P.S: the example is taken from the scipy documentation


Solution

  • It would help if you gave a sample matrix; what you are trying to produce.

    Generally we don't try to specify the csr values directly. The indptr value in particular is a bit obscure. The coo style of inputs in generally better, (Data_array, (i_array, j_array)), where M[i,j] = data. sparse automatically converts that to the csr format.

    dok format is also convenient.

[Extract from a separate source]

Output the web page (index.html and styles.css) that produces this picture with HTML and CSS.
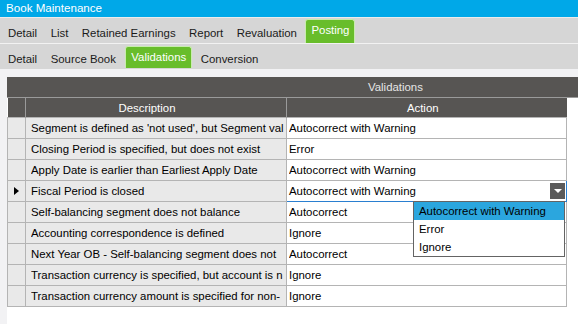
FILE: index.html
```html
<!DOCTYPE html>
<html lang="en">

<head>
    <meta charset="UTF-8">
    <meta name="viewport" content="width=device-width, initial-scale=1.0">
    <title>Book Maintenance</title>
    <link rel="stylesheet" href="styles.css">
</head>

<body>
    <div class="titlebar">Book Maintenance</div>

    <div class="tabs tabs-main">
        <span class="tab">Detail</span>
        <span class="tab">List</span>
        <span class="tab">Retained Earnings</span>
        <span class="tab">Report</span>
        <span class="tab">Revaluation</span>
        <span class="tab active">Posting</span>
    </div>

    <div class="tabs tabs-sub">
        <span class="tab">Detail</span>
        <span class="tab">Source Book</span>
        <span class="tab active">Validations</span>
        <span class="tab">Conversion</span>
    </div>

    <div class="content">
        <div class="grid">
            <div class="band">Validations</div>
            <table class="rules">
                <colgroup>
                    <col class="col-ind">
                    <col class="col-desc">
                    <col class="col-act">
                </colgroup>
                <thead>
                    <tr>
                        <th></th>
                        <th class="h-desc">Description</th>
                        <th class="h-act">Action</th>
                    </tr>
                </thead>
                <tbody>
                    <tr>
                        <td class="ind"></td>
                        <td class="desc"><div class="cell">Segment is defined as 'not used', but Segment val</div></td>
                        <td class="act"><div class="cell">Autocorrect with Warning</div></td>
                    </tr>
                    <tr>
                        <td class="ind"></td>
                        <td class="desc"><div class="cell">Closing Period is specified, but does not exist</div></td>
                        <td class="act"><div class="cell">Error</div></td>
                    </tr>
                    <tr>
                        <td class="ind"></td>
                        <td class="desc"><div class="cell">Apply Date is earlier than Earliest Apply Date</div></td>
                        <td class="act"><div class="cell">Autocorrect with Warning</div></td>
                    </tr>
                    <tr class="current">
                        <td class="ind"><span class="pointer"></span></td>
                        <td class="desc"><div class="cell">Fiscal Period is closed</div></td>
                        <td class="act editing">
                            <div class="combo">
                                <span>Autocorrect with Warning</span>
                                <span class="combo-btn"></span>
                            </div>
                            <ul class="dropdown">
                                <li class="selected">Autocorrect with Warning</li>
                                <li>Error</li>
                                <li>Ignore</li>
                            </ul>
                        </td>
                    </tr>
                    <tr>
                        <td class="ind"></td>
                        <td class="desc"><div class="cell">Self-balancing segment does not balance</div></td>
                        <td class="act"><div class="cell">Autocorrect</div></td>
                    </tr>
                    <tr>
                        <td class="ind"></td>
                        <td class="desc"><div class="cell">Accounting correspondence is defined</div></td>
                        <td class="act"><div class="cell">Ignore</div></td>
                    </tr>
                    <tr>
                        <td class="ind"></td>
                        <td class="desc"><div class="cell">Next Year OB - Self-balancing segment does not</div></td>
                        <td class="act"><div class="cell">Autocorrect</div></td>
                    </tr>
                    <tr>
                        <td class="ind"></td>
                        <td class="desc"><div class="cell">Transaction currency is specified, but account is n</div></td>
                        <td class="act"><div class="cell">Ignore</div></td>
                    </tr>
                    <tr>
                        <td class="ind"></td>
                        <td class="desc"><div class="cell">Transaction currency amount is specified for non-</div></td>
                        <td class="act"><div class="cell">Ignore</div></td>
                    </tr>
                </tbody>
            </table>
        </div>
    </div>
</body>

</html>
```

FILE: styles.css
```css
body {
    margin: 0;
    font-family: "Liberation Sans", Arial, sans-serif;
    font-size: 11.4px;
    color: #000000;
    background-color: #f2f2f4;
    height: 324px;
    overflow: hidden;
}

.titlebar {
    height: 17px;
    line-height: 16px;
    padding-left: 6px;
    background-color: #00a8e8;
    color: #ffffff;
    font-size: 11.6px;
    border-bottom: 1px solid #ececec;
}

.tabs {
    display: flex;
    align-items: flex-end;
    height: 25px;
    padding-left: 8px;
    gap: 13.5px;
    background-color: #d6d6d6;
}

.tabs-main {
    border-bottom: 1px solid #f2f2f2;
}

.tab {
    line-height: 20px;
    color: #1a1a1a;
    white-space: nowrap;
}

.tab.active {
    line-height: 20px;
    height: 23px;
    padding: 0 5px;
    margin: 0 -6px 0 -5px;
    background-color: #68bd2b;
    color: #ffffff;
    border: 1px solid #c8ecae;
    border-bottom: none;
    border-radius: 3px 3px 0 0;
}

.tabs-sub .tab.active {
    height: 21px;
    line-height: 20px;
    margin-bottom: 1px;
    margin-left: -4px;
    margin-right: -5px;
}

.content {
    padding: 8px 0 0 7px;
}

.grid {
    background-color: #ffffff;
    height: 247px;
}

.band {
    height: 20px;
    line-height: 20px;
    padding-left: 361px;
    background-color: #575553;
    color: #e6e6e6;
    border-bottom: 1px solid #9a9a9a;
}

.rules {
    border-collapse: collapse;
    table-layout: fixed;
    width: 559px;
}

.col-ind {
    width: 18px;
}

.col-desc {
    width: 261px;
}

.col-act {
    width: 280px;
}

.rules th {
    height: 19px;
    padding: 0;
    font-weight: normal;
    background-color: #575553;
    color: #ffffff;
    border-left: 1px solid #9a9a9a;
}

.rules th:first-child {
    border-left: none;
}

.rules th.h-desc {
    padding-right: 18px;
}

.rules th.h-act {
    padding-right: 8px;
}

.rules td {
    height: 20px;
    padding: 0;
    border: 1px solid #b4b4b4;
}

.cell {
    white-space: nowrap;
    overflow: hidden;
}

.rules td.ind,
.rules td.desc {
    background-color: #e9e9e9;
}

.rules td.desc {
    padding-left: 5px;
}

.rules td.act {
    padding-left: 2px;
    background-color: #ffffff;
}

.pointer {
    display: block;
    width: 0;
    height: 0;
    margin-left: 6px;
    border-top: 4px solid transparent;
    border-bottom: 4px solid transparent;
    border-left: 5px solid #000000;
}

.rules td.editing {
    position: relative;
    padding: 0;
    border: 1px solid #2a7fd0;
}

.combo {
    display: flex;
    align-items: center;
    justify-content: space-between;
    padding: 0 1px 0 2px;
}

.combo-btn {
    width: 15px;
    height: 16px;
    background-color: #5a5a5a;
    position: relative;
}

.combo-btn::after {
    content: "";
    position: absolute;
    left: 4px;
    top: 6px;
    border-left: 4px solid transparent;
    border-right: 4px solid transparent;
    border-top: 4px solid #ffffff;
}

.dropdown {
    position: absolute;
    top: 20px;
    left: 126px;
    width: 150px;
    margin: 0;
    padding: 0;
    list-style: none;
    background-color: #ffffff;
    border: 1px solid #646464;
    z-index: 2;
}

.dropdown li {
    height: 18px;
    line-height: 18px;
    padding-left: 5px;
}

.dropdown li.selected {
    background-color: #2ba6de;
}
```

There the matrix is stored as a dictionary, with the tuple (i,j) is the key.

    In [151]: data = [item for sublist in token_counts for item in sublist.values()] 
    In [152]: rows = [item for sublist in token_counts for item in sublist.keys()]
    In [153]: cols = [i for i,sublist in enumerate(token_counts) for item in sublist.keys()]
    In [155]: M=sparse.csr_matrix((data,(rows,cols)))
    In [156]: M
    Out[156]: 
    <4x2 sparse matrix of type '<class 'numpy.int32'>'
        with 5 stored elements in Compressed Sparse Row format>
    In [157]: M.A
    Out[157]: 
    array([[1, 1],
           [2, 0],
           [0, 1],
           [0, 1]], dtype=int32)
    

    Look at the attributes of M to see how you could construct it with the indptr format:

    In [158]: M.data
    Out[158]: array([1, 1, 2, 1, 1], dtype=int32)
    In [159]: M.indices
    Out[159]: array([0, 1, 0, 1, 1], dtype=int32)
    In [160]: M.indptr
    Out[160]: array([0, 2, 3, 4, 5], dtype=int32)
    

    The str display of a sparse matrix enumerates the nonzero elements (a dok format would look like this internally).

    In [161]: print(M)
      (0, 0)    1
      (0, 1)    1
      (1, 0)    2
      (2, 1)    1
      (3, 1)    1